かなり小ぢんまりとした建物なのに、緑やら黄色やら原色が散りばめられていて、個性的な雰囲気が漂っています。一人の入浴客が出てきました。遠方から来たようなのですが「熱ぃ熱ぃ」とつぶやいています。そんなに熱いんでしょうか? お賽銭で入れるということで、早速5円玉を賽銭箱に入れて浴場へ…それにしても入口が狭い。
外観に負けず劣らず、浴場内もひなびた雰囲気です。打ちっぱなしのコンクリートと思われる狭い洗い場には、APUの学生さんと思われる若い方と、地元の60代くらいの男性がいました。その間に割って入り、かかり湯。小さく絶叫。 「あちぃ!!」 その熱さたるや半端ではない!! 寿温泉や鉄輪のすじ湯温泉の比ではない!! まだお湯に浸かってすらいないのに、熱さが体にじんじんがんがん伝わってきます。私の温泉めぐりでは各温泉に最低3分は浸かることに決めているのですが、3分も入っていられるか不安になってきました。
その時、70~80代くらいの長老が入ってきました。私が入浴をためらっている様子を見て取ってか、 「あちぃ、あちぃ言うたてん心配せんでもヤケドせんわぁ。キン○マ下げちょんのやけん腰まで入りよ」というわけで、3分間、地獄の入湯。
もう、熱いというより「痛い」。痛くて腕はお湯に浸けられません。お湯の質など味わっている余裕はありません。

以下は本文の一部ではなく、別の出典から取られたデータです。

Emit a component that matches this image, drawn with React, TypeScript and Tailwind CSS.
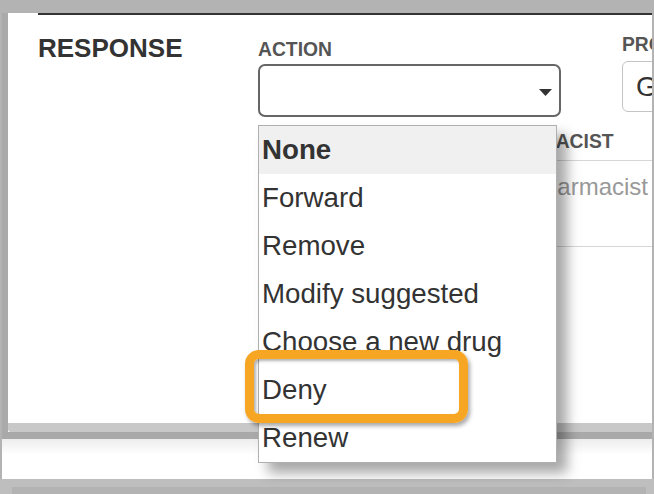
const items = [
  "None",
  "Forward",
  "Remove",
  "Modify suggested",
  "Choose a new drug",
  "Deny",
  "Renew",
];

function ActionSelect() {
  return (
    <div className="relative mt-[5px]">
      <div className="relative h-[53px] w-[303px] rounded-[7px] border-2 border-[#666] bg-white">
        <svg
          className="absolute right-[7px] top-[23px]"
          width="13"
          height="7"
          viewBox="0 0 13 7"
        >
          <path d="M0 0h13L6.5 7z" fill="#333" />
        </svg>
      </div>

      <div className="absolute left-0 top-[61px] z-10 w-[299px] border border-[#b0b0b0] bg-white shadow-[10px_10px_12px_rgba(0,0,0,0.35)]">
        {items.map((item, i) => (
          <div
            className={`h-[48px] pl-[3px] text-[27.7px] leading-[48px] text-[#333] ${
              i === 0 ? "bg-[#f0f0f0] font-bold" : ""
            }`}
            key={item}
          >
            {item}
          </div>
        ))}

        <div className="absolute left-[-14px] top-[224px] h-[73px] w-[223px] rounded-[14px] border-[9px] border-[#f7a623] shadow-[2px_3px_4px_rgba(0,0,0,0.35),inset_2px_2px_3px_rgba(0,0,0,0.3)]" />
      </div>
    </div>
  );
}

export default function App() {
  return (
    <div className="flex h-[494px] w-[654px] flex-col overflow-hidden bg-[#b3b3b3] font-['Liberation_Sans',Arial,sans-serif]">
      <div className="px-[2px] pt-[2px]">
        <div className="border-l-[6px] border-[#aaaaaa] bg-white">
          <div className="h-[410px] pl-[30px]">
            <div className="mt-[11px] h-[2px] bg-[#333]" />

            <div className="flex">
              <div className="w-[220px] pt-[20px]">
                <h2 className="text-[26px] font-bold leading-[26px] text-[#333]">
                  RESPONSE
                </h2>
              </div>

              <div className="w-[303px] pt-[25px]">
                <p className="text-[19.3px] font-bold leading-[19px] text-[#555]">
                  ACTION
                </p>
                <ActionSelect />
              </div>

              <div className="ml-[61px] w-[30px] overflow-hidden pt-[20px]">
                <p className="w-[200px] text-[19.3px] font-bold leading-[19px] text-[#555]">
                  PROVIDER
                </p>
                <div className="mt-[7px] h-[51px] w-[200px] rounded-[6px] border border-[#c4c4c4] pl-[13px] text-[27.7px] leading-[49px] text-[#333]">
                  Generic
                </div>
              </div>
            </div>

            <div className="ml-[447px] mt-[15px]">
              <p className="text-[19.3px] font-bold leading-[19px] text-[#555]">
                PHARMACIST
              </p>
              <div className="mt-[9px] h-[87px] w-[167px] border border-r-0 border-[#d6d6d6] pl-[42px] pt-[12px] text-[24px] leading-[28px] text-[#999]">
                Pharmacist
              </div>
            </div>
          </div>
          <div className="h-[9px] rounded-bl-[3px] bg-[#c8c8c8]" />
        </div>
        <div className="h-[7px] bg-[#a9a9a9]" />
        <div className="h-[40px] bg-gradient-to-b from-[#ededed] to-white to-40%" />
      </div>

      <div className="h-[8px] bg-[#bebebe]" />
      <div className="flex flex-1">
        <div className="w-[12px] bg-[#bebebe]" />
        <div className="flex-1" />
        <div className="w-[8px] bg-[#bebebe]" />
      </div>
    </div>
  );
}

お湯に浸かって「あちぃ、あちぃ」言いながら、二人のお年寄りと温泉談義。 「…お湯はどこから出ているんですか?」 「湯元はここじゃぁ、ここから出よるやろ、あんたが入っちょるところは湯元から一番遠いけん一番ぬるいわぁ」 ごめん。決してぬるくない。 「それにしても熱いですね」 「おぅ、ここは水を入れんけんのぅ。あーんた、今は9月やけん、ちったぁ(少しは)ぬりぃけど、6月とか7月はまーだ(これ以上に)熱いわぁ」 どんだけ熱いんだよ!! 腕時計で3分が経ったところで早々に"脱出"しました。
私が服を着ていると、長老がお湯に浸かっていました。湯元の一番熱いところに、平然と腰まで浸かっているのを見て一言。 「別府の温泉をあちこちまわってきたんですけど、ここは別府一熱いですよ」 「そうかぃ、そりゃあそうじゃろう」 「これだけ熱いお湯にいつも入っていたら、きっと長生きしますよ」 「まぁ毎日入りよったら慣るるわぁ」 体に効きそうな温泉で、激辛カレーマニアならぬ"激熱"温泉マニアにはおすすめですが、どうか、血圧の高い方はご注意を。
ちなみに、この温泉は一年中熱いわけではなく、冬はあまり熱くないらしいです。というわけで、温泉の熱さを確実に感じたい方は、ぜひ夏にお越しください。